Platt's first target is the megachurch itself. Americans have built
themselves multimillion-dollar worship palaces, he argues. These have become
like corporations, competing for market share by offering social centers,
child-care programs, first-class entertainment and comfortable, consumer
Christianity.

Jesus, Platt notes, made it hard on his followers. He created a minichurch,
not a mega one. Today, however, building budgets dwarf charitable budgets,
and Jesus is portrayed as a genial suburban dude. "When we gather in our
church building to sing and lift up our hands in worship, we may not
actually be worshipping the Jesus of the Bible. Instead, we may be
worshipping ourselves."

Next, Platt takes aim at the American dream. When Europeans first settled
this continent, they saw the natural abundance and came to two conclusions:
that God's plan for humanity could be realized here, and that they could get
really rich while helping Him do it. This perception evolved into the notion
that we have two interdependent callings: to build in this world and prepare
for the next.

The tension between good and plenty, God and mammon, became the central
tension in American life, propelling ferocious energies and explaining why
the U.S. is at once so religious and so materialist. Americans are moral
materialists, spiritualists working on matter.

Platt is in the tradition of those who don't believe these two spheres can
be reconciled. The material world is too soul-destroying. "The American
dream radically differs from the call of Jesus and the essence of the
Gospel," he argues. The American dream emphasizes self-development and
personal growth. Our own abilities are our greatest assets.

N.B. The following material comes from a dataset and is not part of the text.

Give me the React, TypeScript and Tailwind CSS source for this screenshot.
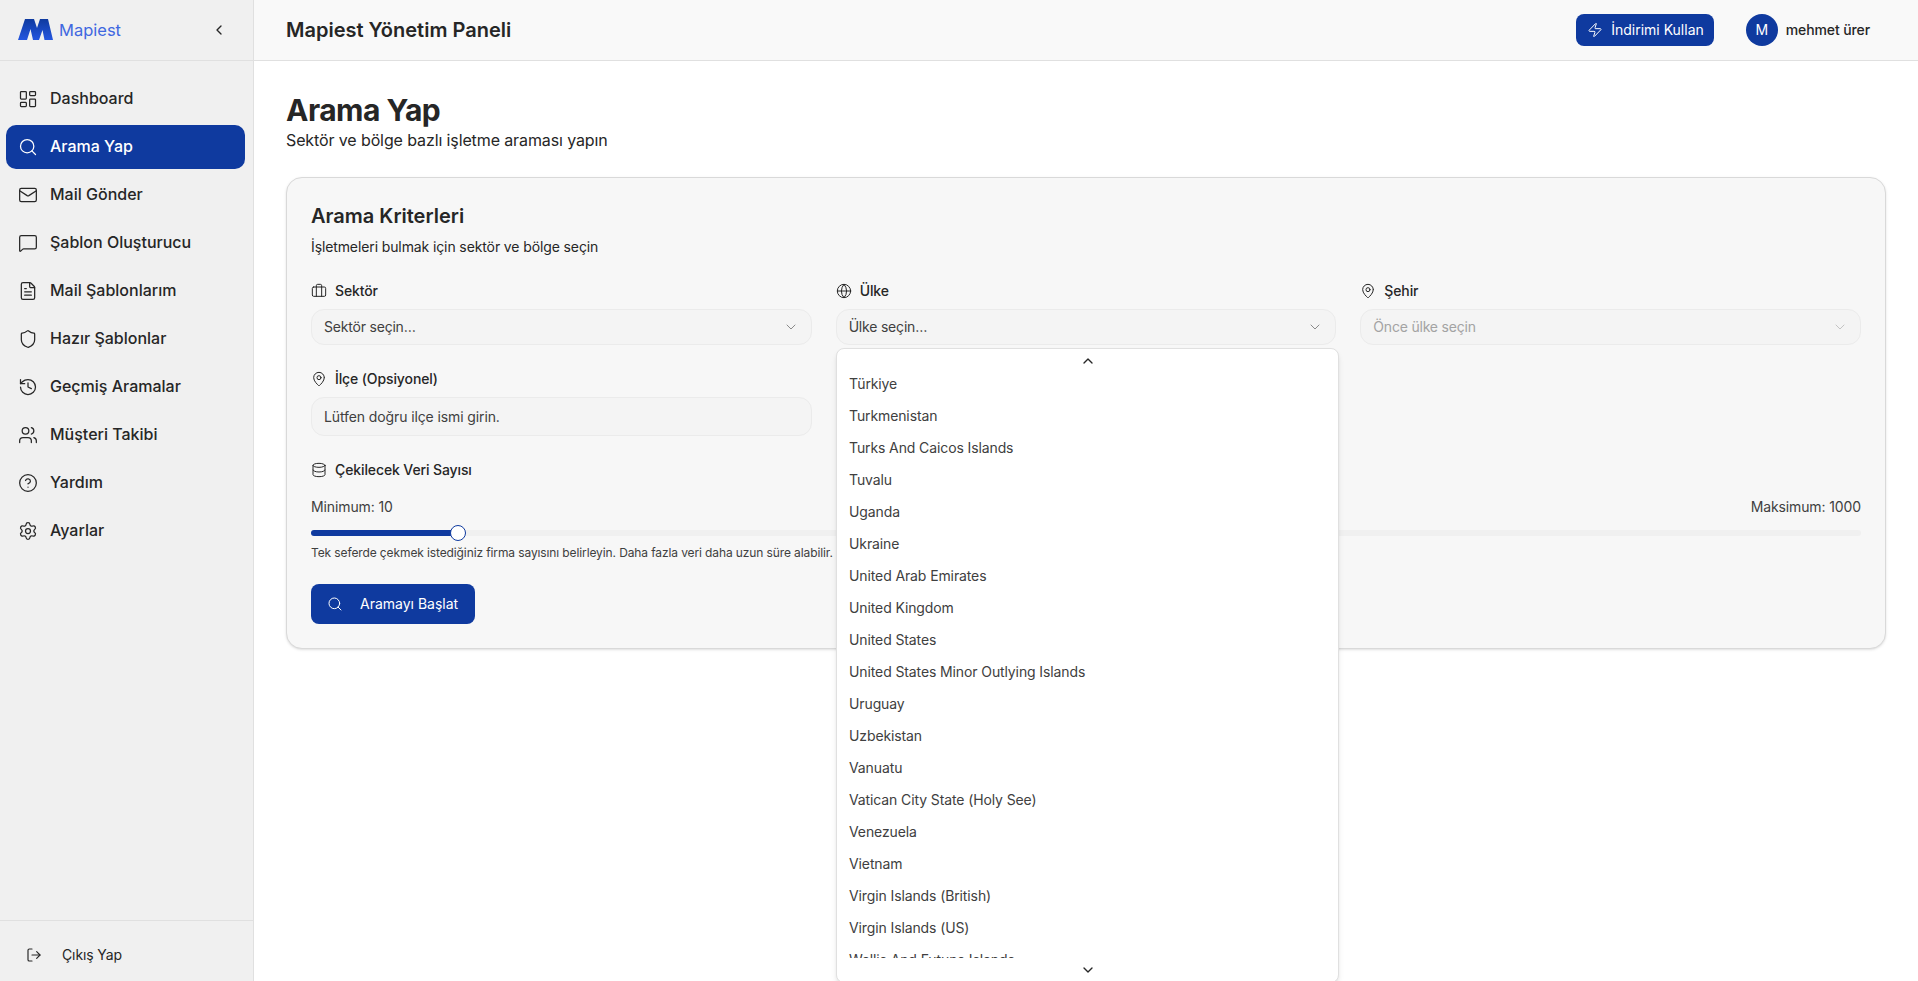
import {
  LayoutDashboard, Search, Mail, MessageSquare, FileText, Shield, History, Users, CircleHelp, Settings,
  LogOut, Zap, Briefcase, Globe, MapPin, Database, ChevronDown, ChevronUp, ChevronLeft,
} from "lucide-react";

const nav = [
  { label: "Dashboard", icon: LayoutDashboard },
  { label: "Arama Yap", icon: Search, active: true },
  { label: "Mail Gönder", icon: Mail },
  { label: "Şablon Oluşturucu", icon: MessageSquare },
  { label: "Mail Şablonlarım", icon: FileText },
  { label: "Hazır Şablonlar", icon: Shield },
  { label: "Geçmiş Aramalar", icon: History },
  { label: "Müşteri Takibi", icon: Users },
  { label: "Yardım", icon: CircleHelp },
  { label: "Ayarlar", icon: Settings },
];

const countries = [
  "Türkiye", "Turkmenistan", "Turks And Caicos Islands", "Tuvalu", "Uganda", "Ukraine", "United Arab Emirates",
  "United Kingdom", "United States", "United States Minor Outlying Islands", "Uruguay", "Uzbekistan", "Vanuatu",
  "Vatican City State (Holy See)", "Venezuela", "Vietnam", "Virgin Islands (British)", "Virgin Islands (US)",
  "Wallis And Futuna Islands",
];

function Logo() {
  return (
    <svg width="36" height="22" viewBox="0 0 36 22" className="shrink-0">
      <defs>
        <linearGradient id="lg" x1="0" y1="0" x2="0" y2="1">
          <stop offset="0" stopColor="#0f3a9f" />
          <stop offset="1" stopColor="#2456e0" />
        </linearGradient>
      </defs>
      <path d="M0 21 L7 0 H16 L19 9 L22 0 H30 L35 21 H26.5 L24.5 11 L21 21 H15 L12.5 10 L9 21 Z" fill="url(#lg)" />
    </svg>
  );
}

function Field({ icon: Icon, label, children }: { icon: any; label: string; children: React.ReactNode }) {
  return (
    <div>
      <div className="flex items-center gap-2 h-5 mb-2 text-sm font-[450] text-[#262626]">
        <Icon size={16} strokeWidth={1.5} />
        <span>{label}</span>
      </div>
      {children}
    </div>
  );
}

function SelectBox({ text, disabled }: { text: string; disabled?: boolean }) {
  return (
    <div className={`flex items-center justify-between h-9 px-3 rounded-[13px] border border-[#ebebeb] bg-[#f4f4f4] text-sm tracking-[-0.2px] ${disabled ? "text-[#a3a3a3]" : "text-[#404040]"}`}>
      <span>{text}</span>
      <ChevronDown size={16} strokeWidth={1.5} className={disabled ? "text-[#c4c4c4]" : "text-[#8a8a8a]"} />
    </div>
  );
}

export default function App() {
  return (
    <div className="flex h-[981px] overflow-hidden bg-white text-[#262626] tracking-[-0.007em] font-['Inter',sans-serif]">
      <aside className="w-[254px] shrink-0 flex flex-col bg-[#f0f0f0] border-r border-[#e0e0e0]">
        <div className="h-[61px] shrink-0 flex items-center justify-between pl-[18px] pr-[26px] border-b border-[#e0e0e0]">
          <div className="flex items-center gap-[5px]">
            <Logo />
            <span className="text-[16.5px] tracking-normal text-[#3f68e0]">Mapiest</span>
          </div>
          <ChevronLeft size={16} strokeWidth={2} />
        </div>
        <nav className="flex-1 flex flex-col gap-1 pt-4 pl-[6px] pr-2">
          {nav.map(({ label, icon: Icon, active }) => (
            <div
              key={label}
              className={`flex items-center gap-3 h-11 px-3 rounded-[10px] text-base tracking-normal font-[450] ${active ? "bg-[#0f3a9f] text-white" : "text-[#262626]"}`}
            >
              <Icon size={20} strokeWidth={1.5} />
              <span className="pb-0.5">{label}</span>
            </div>
          ))}
        </nav>
        <div className="h-[61px] shrink-0 flex items-center gap-5 pl-[26px] pt-[7px] border-t border-[#e0e0e0] text-sm">
          <LogOut size={16} strokeWidth={1.75} />
          <span>Çıkış Yap</span>
        </div>
      </aside>
      <div className="flex-1 min-w-0 flex flex-col">
        <header className="h-[61px] shrink-0 flex items-center justify-between pl-8 pr-12 bg-[#f9f9f9] border-b border-[#e0e0e0]">
          <h1 className="text-xl font-semibold tracking-normal">Mapiest Yönetim Paneli</h1>
          <div className="flex items-center gap-8">
            <button className="flex items-center gap-2 h-8 pl-[11px] pr-2.5 rounded-lg bg-[#0f3a9f] text-white text-sm tracking-normal">
              <Zap size={16} strokeWidth={1.5} />
              İndirimi Kullan
            </button>
            <div className="flex items-center gap-2 text-sm font-[450]">
              <div className="flex items-center justify-center size-8 rounded-full bg-[#0f3a9f] text-white font-normal">M</div>
              <span>mehmet ürer</span>
            </div>
          </div>
        </header>
        <main className="flex-1 px-8 pt-[31px]">
          <h2 className="text-3xl font-bold leading-9 tracking-[-0.5px]">Arama Yap</h2>
          <p className="text-base">Sektör ve bölge bazlı işletme araması yapın</p>
          <section className="relative mt-[25px] rounded-2xl border border-[#d9d9d9] bg-[#f7f7f7] shadow-sm p-6 h-[472px]">
            <h3 className="text-xl font-semibold leading-7 tracking-normal">Arama Kriterleri</h3>
            <p className="mt-[7px] text-sm">İşletmeleri bulmak için sektör ve bölge seçin</p>
            <div className="mt-6 grid grid-cols-3 gap-x-6 gap-y-6">
              <Field icon={Briefcase} label="Sektör"><SelectBox text="Sektör seçin…" /></Field>
              <Field icon={Globe} label="Ülke"><SelectBox text="Ülke seçin…" /></Field>
              <Field icon={MapPin} label="Şehir"><SelectBox text="Önce ülke seçin" disabled /></Field>
              <Field icon={MapPin} label="İlçe (Opsiyonel)">
                <div className="flex items-center h-[39px] px-3 rounded-[13px] border border-[#ebebeb] bg-[#f4f4f4] text-sm text-[#404040]">Lütfen doğru ilçe ismi girin.</div>
              </Field>
            </div>
            <div className="mt-6">
              <div className="flex items-center gap-2 h-5 text-sm font-[450]">
                <Database size={16} strokeWidth={1.5} />
                <span>Çekilecek Veri Sayısı</span>
              </div>
              <div className="mt-[17px] flex justify-between text-sm text-[#404040]">
                <span>Minimum: 10</span>
                <span>Maksimum: 1000</span>
              </div>
              <div className="relative mt-[13px] h-1.5 rounded-full bg-[#f0f0f0]">
                <div className="h-full w-[147px] rounded-full bg-[#0f3a9f]" />
                <div className="absolute left-[139px] top-[-5px] size-4 rounded-full bg-white border-[1.5px] border-[#0f3a9f]" />
              </div>
              <p className="mt-[9px] text-xs text-[#404040]">Tek seferde çekmek istediğiniz firma sayısını belirleyin. Daha fazla veri daha uzun süre alabilir.</p>
            </div>
            <button className="mt-[23px] flex items-center gap-[17px] h-10 pl-4 pr-[17px] rounded-lg bg-[#0f3a9f] text-white text-sm tracking-normal">
              <Search size={16} strokeWidth={1.5} />
              Aramayı Başlat
            </button>
            <div className="absolute left-[549px] top-[170px] w-[503px] h-[635px] flex flex-col rounded-lg border border-[#e0e0e0] bg-white shadow-md">
              <div className="h-6 shrink-0 flex items-center justify-center">
                <ChevronUp size={16} strokeWidth={2} />
              </div>
              <div className="flex-1 min-h-0 overflow-hidden px-1">
                <div className="-mt-[5px]">
                  {countries.map((c) => (
                    <div key={c} className="flex items-center h-8 px-2 text-sm text-[#404040]">{c}</div>
                  ))}
                </div>
              </div>
              <div className="h-6 shrink-0 flex items-center justify-center">
                <ChevronDown size={16} strokeWidth={2} />
              </div>
            </div>
          </section>
        </main>
      </div>
    </div>
  );
}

But the Gospel rejects the focus on self: "God actually delights in exalting
our inability." The American dream emphasizes upward mobility, but "success
in the kingdom of God involves moving down, not up."

Platt calls on readers to cap their lifestyle. Live as if you made $50,000 a
year, he suggests, and give everything else away. Take a year to surrender
yourself. Move to Africa or some poverty-stricken part of the world.
Evangelize.

Platt's arguments are old, but they emerge at a postexcess moment, when
attitudes toward material life are up for grabs. His book has struck a
chord. His renunciation tome is selling like hotcakes. Reviews are warm.
Leaders at places like the Southern Baptist Convention are calling on
citizens to surrender the American dream.

I doubt that we're about to see a surge of iPod shakers. Americans will not
renounce the moral materialism at the core of their national identity. But
the country is clearly redefining what sort of lifestyle is socially and
morally acceptable and what is not. People like Platt are central to that
process.

The United States once had a Gospel of Wealth: a code of restraint shaped by
everybody from Jonathan Edwards to Benjamin Franklin to Andrew Carnegie. The
code was designed to help the nation cope with its own affluence. It eroded,
and over the next few years, it will be redefined.